WHAT IS EXPECTED. Using the material below, copy every line where "index" appears.

SOURCE MATERIAL.
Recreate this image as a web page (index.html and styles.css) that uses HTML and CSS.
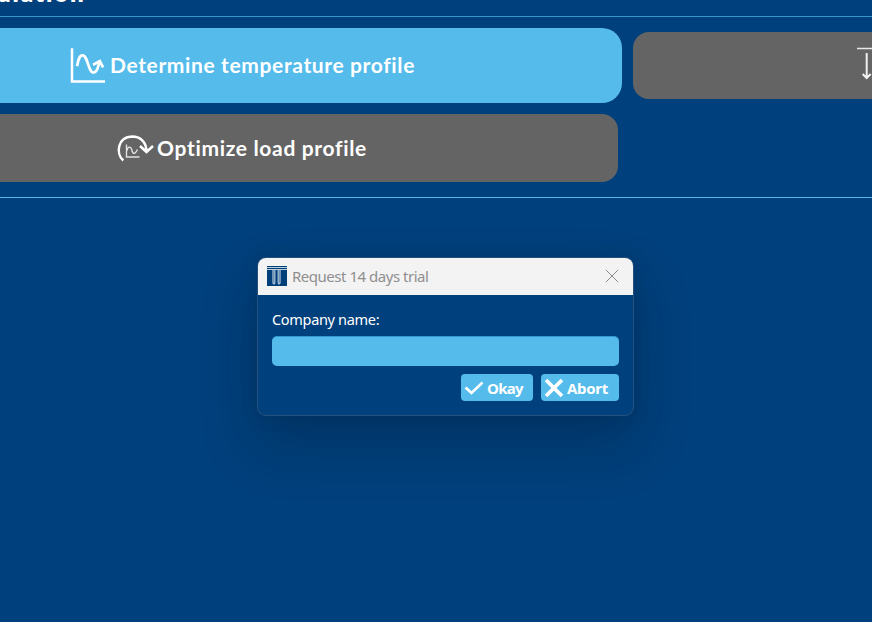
FILE: index.html
```html
<!DOCTYPE html>
<html lang="en">
<head>
<meta charset="utf-8">
<title>Request 14 days trial</title>
<link rel="stylesheet" href="styles.css">
</head>
<body>
<main class="page">
  <header class="heading"><h1>ulation</h1></header>
  <section class="options">
    <div class="row">
      <button class="option active">
        <svg class="icon-profile" viewBox="0 0 36 36" width="36" height="36"><path d="M3 1.500v32H35" stroke-width="2.500"/><path d="M8.300 17C9.500 11 10.500 7.300 13.500 7.300c5.500 0 5.500 17.200 11 17.200 3.500 0 4.800-5.500 6-11M25.200 16.200l5.600-3 2.700 5" stroke-width="2.700"/></svg>
        <span>Determine temperature profile</span>
      </button>
      <button class="option side">
        <svg viewBox="0 0 32 36" width="32" height="36"><path d="M0 2.500h32" stroke-width="1.500" opacity=".85"/><path d="M9.700 7v24M5.700 28l4 4 4-4" stroke-width="2" opacity=".9"/></svg>
      </button>
    </div>
    <button class="option optimize">
      <svg viewBox="0 0 38 30" width="38" height="30"><path d="M7.300 27.500C-.5 20.500 1.500 4 16 3.500c8 0 14.500 5 14.500 15.500M24 13l6.500 6 6.500-6" stroke-width="2.500"/><path d="M10.500 11.500v12.500h13M11 17.500c1-5 4-4 5 0s3 4 5.500-1" stroke-width="1.400" opacity=".8"/></svg>
      <span>Optimize load profile</span>
    </button>
  </section>
</main>
<div class="dialog" role="dialog">
  <div class="titlebar">
    <svg class="logo" viewBox="0 0 20 20" width="20" height="20"><path fill="#003f7a" stroke="none" d="M0 0h20v20H0z"/><path d="M0 1.500h20M0 3.500h20" stroke="#b9cddd" stroke-width="1"/><path d="M6 4v13q.9 1.800 1.800 0V4M11.200 4v13q.9 1.800 1.800 0V4" stroke="#b9cddd" stroke-width="1.200"/></svg>
    <span class="title">Request 14 days trial</span>
    <svg class="close" viewBox="0 0 12 12" width="12" height="12"><path d="M0 0l12 12M12 0L0 12"/></svg>
  </div>
  <form class="form">
    <label for="company">Company name:</label>
    <input id="company" type="text">
    <div class="actions">
      <button type="button" class="action okay"><svg viewBox="0 0 20 20" width="20" height="20"><path d="M1.500 9.500l6 5.500L18.500 4.500" stroke-width="2.600"/></svg><span>Okay</span></button>
      <button type="button" class="action abort"><svg viewBox="0 0 20 20" width="20" height="20"><path d="M2 2l16 16M18 2L2 18" stroke-width="3.800"/></svg><span>Abort</span></button>
    </div>
  </form>
</div>
</body>
</html>
```
FILE: styles.css
```css
* { box-sizing: border-box; }
body {
  margin: 0;
  width: 872px;
  height: 622px;
  overflow: hidden;
  background: #00407c;
  color: #fff;
  font-family: "Noto Sans", sans-serif;
}
svg { flex: none; fill: none; stroke: #fff; }
button { border: 0; padding: 0; color: #fff; font: inherit; }
.heading {
  height: 17px;
  border-bottom: 1px solid #3796cc;
  display: flex;
  align-items: flex-start;
}
h1 {
  margin: -20px 0 0 -3px;
  font: 800 24px/26px Lato, sans-serif;
  letter-spacing: 1.900px;
}
.options {
  height: 181px;
  padding-top: 11px;
  border-bottom: 1px solid #54b9e9;
}
.row { display: flex; align-items: center; gap: 11px; height: 75px; }
.option {
  display: flex;
  align-items: center;
  background: #646464;
  font: 700 21px/26px Lato, sans-serif;
  white-space: nowrap;
}
.active {
  width: 622px;
  height: 75px;
  padding-left: 69px;
  gap: 5px;
  border-radius: 0 20px 20px 0;
  background: #54bbeb;
  letter-spacing: .630px;
}
.active span { margin-top: -1px; }
.side {
  width: 239px;
  height: 67px;
  padding: 0 0 4px 224px;
  border-radius: 16px 0 0 16px;
  overflow: hidden;
}
.optimize {
  width: 618px;
  height: 68px;
  margin-top: 11px;
  padding-left: 116px;
  gap: 3px;
  border-radius: 0 16px 16px 0;
  letter-spacing: .670px;
}
.icon-profile { stroke-linecap: square; }
.dialog {
  position: absolute;
  left: 257px;
  top: 257px;
  width: 377px;
  height: 159px;
  border: 1px solid #26517c;
  border-radius: 9px;
  overflow: hidden;
  background: #00407c;
  box-shadow: 0 28px 54px rgba(0, 20, 40, .28), 0 0 18px rgba(0, 20, 40, .13);
}
.titlebar {
  height: 37px;
  display: flex;
  align-items: center;
  padding: 0 15px 2px 9px;
  background: #f3f3f3;
  color: #8f8f8f;
}
.title { margin-left: 5px; font-size: 15px; letter-spacing: -.480px; }
.close { margin-left: auto; stroke: #8b8b8b; overflow: visible; }
.form { display: flex; flex-direction: column; padding: 13px 14px 0; }
label { font-size: 14.500px; line-height: 22px; letter-spacing: -.320px; }
input {
  width: 347px;
  height: 30px;
  margin-top: 6px;
  border: 0;
  border-top: 1px solid #3298cf;
  border-radius: 5px;
  background: #54bbeb;
}
.actions { display: flex; justify-content: flex-end; gap: 8px; margin-top: 8px; }
.action {
  display: flex;
  align-items: center;
  gap: 3px;
  height: 27px;
  padding-left: 3px;
  border-radius: 4px;
  background: #54bbeb;
  font-size: 15px;
  font-weight: 700;
}
.okay { width: 72px; letter-spacing: -.7px; }
.abort { width: 78px; letter-spacing: -.3px; }
```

CORRECT ANSWER.
Recreate this image as a web page (index.html and styles.css) that uses HTML and CSS.
FILE: index.html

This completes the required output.